- [Your task] Will you output all of the data below exactly, omitting the images?

- [Supplied material]

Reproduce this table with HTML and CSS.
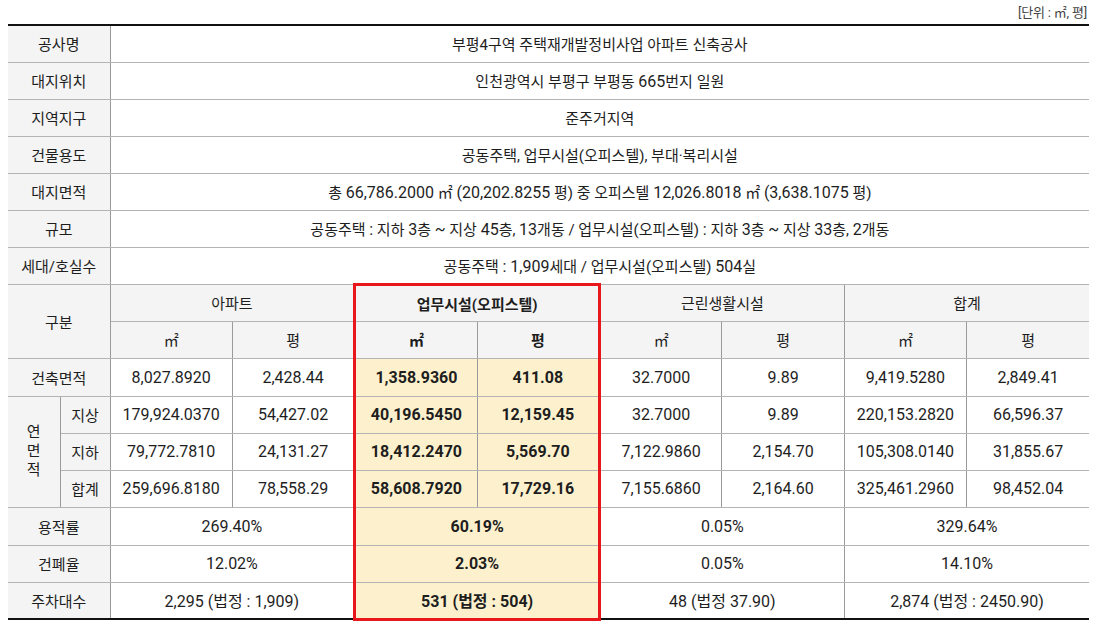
FILE: index.html
```html
<!DOCTYPE html>
<html lang="ko">
<head>
<meta charset="utf-8">
<link rel="stylesheet" href="styles.css">
</head>
<body>
<div class="wrap">
  <div class="unit">[단위 : ㎡, 평]</div>
  <table class="spec">
    <colgroup>
      <col class="c-a"><col class="c-b">
      <col class="c-d"><col class="c-d"><col class="c-d"><col class="c-d">
      <col class="c-d"><col class="c-d"><col class="c-d"><col class="c-d">
    </colgroup>
    <tbody>
      <tr class="first"><th colspan="2">공사명</th><td colspan="8" class="txt">부평4구역 주택재개발정비사업 아파트 신축공사</td></tr>
      <tr><th colspan="2">대지위치</th><td colspan="8" class="txt">인천광역시 부평구 부평동 <span class="n">665</span>번지 일원</td></tr>
      <tr><th colspan="2">지역지구</th><td colspan="8" class="txt">준주거지역</td></tr>
      <tr><th colspan="2">건물용도</th><td colspan="8" class="txt">공동주택, 업무시설(오피스텔), 부대·복리시설</td></tr>
      <tr><th colspan="2">대지면적</th><td colspan="8" class="txt">총 <span class="n">66,786.2000</span> ㎡ <span class="n">(20,202.8255</span> 평) 중 오피스텔 <span class="n">12,026.8018</span> ㎡ <span class="n">(3,638.1075</span> 평)</td></tr>
      <tr><th colspan="2">규모</th><td colspan="8" class="txt">공동주택 <span class="n">:</span> 지하 <span class="n">3</span>층 <span class="n">~</span> 지상 <span class="n">45</span>층, <span class="n">13</span>개동 / 업무시설(오피스텔) <span class="n">:</span> 지하 <span class="n">3</span>층 <span class="n">~</span> 지상 <span class="n">33</span>층, <span class="n">2</span>개동</td></tr>
      <tr><th colspan="2">세대/호실수</th><td colspan="8" class="txt">공동주택 <span class="n">: 1,909</span>세대 / 업무시설(오피스텔) <span class="n">504</span>실</td></tr>
      <tr>
        <th colspan="2" rowspan="2">구분</th>
        <th colspan="2" class="hd">아파트</th>
        <th colspan="2" class="hd hl-top hl-l hl-r strong">업무시설(오피스텔)</th>
        <th colspan="2" class="hd">근린생활시설</th>
        <th colspan="2" class="hd">합계</th>
      </tr>
      <tr>
        <th class="hd">㎡</th><th class="hd">평</th>
        <th class="hd hl-l strong">㎡</th><th class="hd hl-r strong">평</th>
        <th class="hd">㎡</th><th class="hd">평</th>
        <th class="hd">㎡</th><th class="hd">평</th>
      </tr>
      <tr class="tall">
        <th colspan="2">건축면적</th>
        <td>8,027.8920</td><td>2,428.44</td>
        <td class="hl hl-l">1,358.9360</td><td class="hl hl-r">411.08</td>
        <td>32.7000</td><td>9.89</td>
        <td>9,419.5280</td><td>2,849.41</td>
      </tr>
      <tr>
        <th rowspan="3" class="vert">연<br>면<br>적</th>
        <th>지상</th>
        <td>179,924.0370</td><td>54,427.02</td>
        <td class="hl hl-l">40,196.5450</td><td class="hl hl-r">12,159.45</td>
        <td>32.7000</td><td>9.89</td>
        <td>220,153.2820</td><td>66,596.37</td>
      </tr>
      <tr>
        <th>지하</th>
        <td>79,772.7810</td><td>24,131.27</td>
        <td class="hl hl-l">18,412.2470</td><td class="hl hl-r">5,569.70</td>
        <td>7,122.9860</td><td>2,154.70</td>
        <td>105,308.0140</td><td>31,855.67</td>
      </tr>
      <tr>
        <th>합계</th>
        <td>259,696.8180</td><td>78,558.29</td>
        <td class="hl hl-l">58,608.7920</td><td class="hl hl-r">17,729.16</td>
        <td>7,155.6860</td><td>2,164.60</td>
        <td>325,461.2960</td><td>98,452.04</td>
      </tr>
      <tr class="tall">
        <th colspan="2">용적률</th>
        <td colspan="2">269.40%</td>
        <td colspan="2" class="hl hl-l hl-r">60.19%</td>
        <td colspan="2">0.05%</td>
        <td colspan="2">329.64%</td>
      </tr>
      <tr>
        <th colspan="2">건폐율</th>
        <td colspan="2">12.02%</td>
        <td colspan="2" class="hl hl-l hl-r">2.03%</td>
        <td colspan="2">0.05%</td>
        <td colspan="2">14.10%</td>
      </tr>
      <tr class="last">
        <th colspan="2">주차대수</th>
        <td colspan="2">2,295 (법정 : 1,909)</td>
        <td colspan="2" class="hl hl-l hl-r hl-bot">531 (법정 : 504)</td>
        <td colspan="2">48 (법정 37.90)</td>
        <td colspan="2">2,874 (법정 : 2450.90)</td>
      </tr>
    </tbody>
  </table>
</div>
</body>
</html>
```

FILE: styles.css
```css
html, body {
  margin: 0;
  padding: 0;
  background: #ffffff;
}

body {
  font-family: Roboto, "Noto Sans CJK KR", sans-serif;
  color: #1e1e1e;
}

.wrap {
  width: 1081px;
  padding: 0 0 0 8px;
}

.unit {
  height: 24px;
  line-height: 26px;
  font-size: 13px;
  color: #444444;
  text-align: right;
  padding-right: 2px;
  letter-spacing: -0.2px;
}

.spec {
  width: 1081px;
  border-collapse: collapse;
  table-layout: fixed;
  font-size: 15px;
}

.c-a { width: 52px; }
.c-b { width: 50px; }
.c-d { width: 122.375px; }

.spec tr {
  height: 37px;
}

.spec tr.tall {
  height: 38px;
}

.spec th,
.spec td {
  border-top: 1px solid #b4b4b4;
  border-bottom: 1px solid #b4b4b4;
  border-left: 1px solid #9a9a9a;
  border-right: 1px solid #9a9a9a;
  text-align: center;
  vertical-align: middle;
  padding: 0;
  font-weight: 400;
  white-space: nowrap;
}

.spec th {
  background: #f4f4f4;
  font-size: 15px;
}

.spec td {
  background: #ffffff;
  font-size: 16px;
}

.spec td.txt {
  font-size: 15px;
}

.spec td.txt .n {
  font-size: 16px;
}

.spec tr.first th,
.spec tr.first td {
  border-top: 2px solid #111111;
}

.spec tr.last th,
.spec tr.last td {
  border-bottom: 2px solid #111111;
}

.spec th:first-child,
.spec td:first-child {
  border-left: none;
}

.spec tr > *:last-child {
  border-right: none;
}

.spec th.vert {
  line-height: 19px;
  border-left: none;
}

.spec .strong {
  font-weight: 700;
}

.spec td.hl {
  background: #fdf1cd;
  font-weight: 700;
}

.spec .hl-l { border-left: 3px solid #e8171b; }
.spec .hl-r { border-right: 3px solid #e8171b; }
.spec .hl-top { border-top: 3px solid #e8171b; }
.spec tr.last td.hl-bot { border-bottom: 3px solid #e8171b; }
```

- [Task answer]
Reproduce this table with HTML and CSS.
FILE: index.html
```html
<!DOCTYPE html>
<html lang="ko">
<head>
<meta charset="utf-8">
<link rel="stylesheet" href="styles.css">
</head>
<body>
<div class="wrap">
  <div class="unit">[단위 : ㎡, 평]</div>
  <table class="spec">
    <colgroup>
      <col class="c-a"><col class="c-b">
      <col class="c-d"><col class="c-d"><col class="c-d"><col class="c-d">
      <col class="c-d"><col class="c-d"><col class="c-d"><col class="c-d">
    </colgroup>
    <tbody>
      <tr class="first"><th colspan="2">공사명</th><td colspan="8" class="txt">부평4구역 주택재개발정비사업 아파트 신축공사</td></tr>
      <tr><th colspan="2">대지위치</th><td colspan="8" class="txt">인천광역시 부평구 부평동 <span class="n">665</span>번지 일원</td></tr>
      <tr><th colspan="2">지역지구</th><td colspan="8" class="txt">준주거지역</td></tr>
      <tr><th colspan="2">건물용도</th><td colspan="8" class="txt">공동주택, 업무시설(오피스텔), 부대·복리시설</td></tr>
      <tr><th colspan="2">대지면적</th><td colspan="8" class="txt">총 <span class="n">66,786.2000</span> ㎡ <span class="n">(20,202.8255</span> 평) 중 오피스텔 <span class="n">12,026.8018</span> ㎡ <span class="n">(3,638.1075</span> 평)</td></tr>
      <tr><th colspan="2">규모</th><td colspan="8" class="txt">공동주택 <span class="n">:</span> 지하 <span class="n">3</span>층 <span class="n">~</span> 지상 <span class="n">45</span>층, <span class="n">13</span>개동 / 업무시설(오피스텔) <span class="n">:</span> 지하 <span class="n">3</span>층 <span class="n">~</span> 지상 <span class="n">33</span>층, <span class="n">2</span>개동</td></tr>
      <tr><th colspan="2">세대/호실수</th><td colspan="8" class="txt">공동주택 <span class="n">: 1,909</span>세대 / 업무시설(오피스텔) <span class="n">504</span>실</td></tr>
      <tr>
        <th colspan="2" rowspan="2">구분</th>
        <th colspan="2" class="hd">아파트</th>
        <th colspan="2" class="hd hl-top hl-l hl-r strong">업무시설(오피스텔)</th>
        <th colspan="2" class="hd">근린생활시설</th>
        <th colspan="2" class="hd">합계</th>
      </tr>
      <tr>
        <th class="hd">㎡</th><th class="hd">평</th>
        <th class="hd hl-l strong">㎡</th><th class="hd hl-r strong">평</th>
        <th class="hd">㎡</th><th class="hd">평</th>
        <th class="hd">㎡</th><th class="hd">평</th>
      </tr>
      <tr class="tall">
        <th colspan="2">건축면적</th>
        <td>8,027.8920</td><td>2,428.44</td>
        <td class="hl hl-l">1,358.9360</td><td class="hl hl-r">411.08</td>
        <td>32.7000</td><td>9.89</td>
        <td>9,419.5280</td><td>2,849.41</td>
      </tr>
      <tr>
        <th rowspan="3" class="vert">연<br>면<br>적</th>
        <th>지상</th>
        <td>179,924.0370</td><td>54,427.02</td>
        <td class="hl hl-l">40,196.5450</td><td class="hl hl-r">12,159.45</td>
        <td>32.7000</td><td>9.89</td>
        <td>220,153.2820</td><td>66,596.37</td>
      </tr>
      <tr>
        <th>지하</th>
        <td>79,772.7810</td><td>24,131.27</td>
        <td class="hl hl-l">18,412.2470</td><td class="hl hl-r">5,569.70</td>
        <td>7,122.9860</td><td>2,154.70</td>
        <td>105,308.0140</td><td>31,855.67</td>
      </tr>
      <tr>
        <th>합계</th>
        <td>259,696.8180</td><td>78,558.29</td>
        <td class="hl hl-l">58,608.7920</td><td class="hl hl-r">17,729.16</td>
        <td>7,155.6860</td><td>2,164.60</td>
        <td>325,461.2960</td><td>98,452.04</td>
      </tr>
      <tr class="tall">
        <th colspan="2">용적률</th>
        <td colspan="2">269.40%</td>
        <td colspan="2" class="hl hl-l hl-r">60.19%</td>
        <td colspan="2">0.05%</td>
        <td colspan="2">329.64%</td>
      </tr>
      <tr>
        <th colspan="2">건폐율</th>
        <td colspan="2">12.02%</td>
        <td colspan="2" class="hl hl-l hl-r">2.03%</td>
        <td colspan="2">0.05%</td>
        <td colspan="2">14.10%</td>
      </tr>
      <tr class="last">
        <th colspan="2">주차대수</th>
        <td colspan="2">2,295 (법정 : 1,909)</td>
        <td colspan="2" class="hl hl-l hl-r hl-bot">531 (법정 : 504)</td>
        <td colspan="2">48 (법정 37.90)</td>
        <td colspan="2">2,874 (법정 : 2450.90)</td>
      </tr>
    </tbody>
  </table>
</div>
</body>
</html>
```

FILE: styles.css
```css
html, body {
  margin: 0;
  padding: 0;
  background: #ffffff;
}

body {
  font-family: Roboto, "Noto Sans CJK KR", sans-serif;
  color: #1e1e1e;
}

.wrap {
  width: 1081px;
  padding: 0 0 0 8px;
}

.unit {
  height: 24px;
  line-height: 26px;
  font-size: 13px;
  color: #444444;
  text-align: right;
  padding-right: 2px;
  letter-spacing: -0.2px;
}

.spec {
  width: 1081px;
  border-collapse: collapse;
  table-layout: fixed;
  font-size: 15px;
}

.c-a { width: 52px; }
.c-b { width: 50px; }
.c-d { width: 122.375px; }

.spec tr {
  height: 37px;
}

.spec tr.tall {
  height: 38px;
}

.spec th,
.spec td {
  border-top: 1px solid #b4b4b4;
  border-bottom: 1px solid #b4b4b4;
  border-left: 1px solid #9a9a9a;
  border-right: 1px solid #9a9a9a;
  text-align: center;
  vertical-align: middle;
  padding: 0;
  font-weight: 400;
  white-space: nowrap;
}

.spec th {
  background: #f4f4f4;
  font-size: 15px;
}

.spec td {
  background: #ffffff;
  font-size: 16px;
}

.spec td.txt {
  font-size: 15px;
}

.spec td.txt .n {
  font-size: 16px;
}

.spec tr.first th,
.spec tr.first td {
  border-top: 2px solid #111111;
}

.spec tr.last th,
.spec tr.last td {
  border-bottom: 2px solid #111111;
}

.spec th:first-child,
.spec td:first-child {
  border-left: none;
}

.spec tr > *:last-child {
  border-right: none;
}

.spec th.vert {
  line-height: 19px;
  border-left: none;
}

.spec .strong {
  font-weight: 700;
}

.spec td.hl {
  background: #fdf1cd;
  font-weight: 700;
}

.spec .hl-l { border-left: 3px solid #e8171b; }
.spec .hl-r { border-right: 3px solid #e8171b; }
.spec .hl-top { border-top: 3px solid #e8171b; }
.spec tr.last td.hl-bot { border-bottom: 3px solid #e8171b; }
```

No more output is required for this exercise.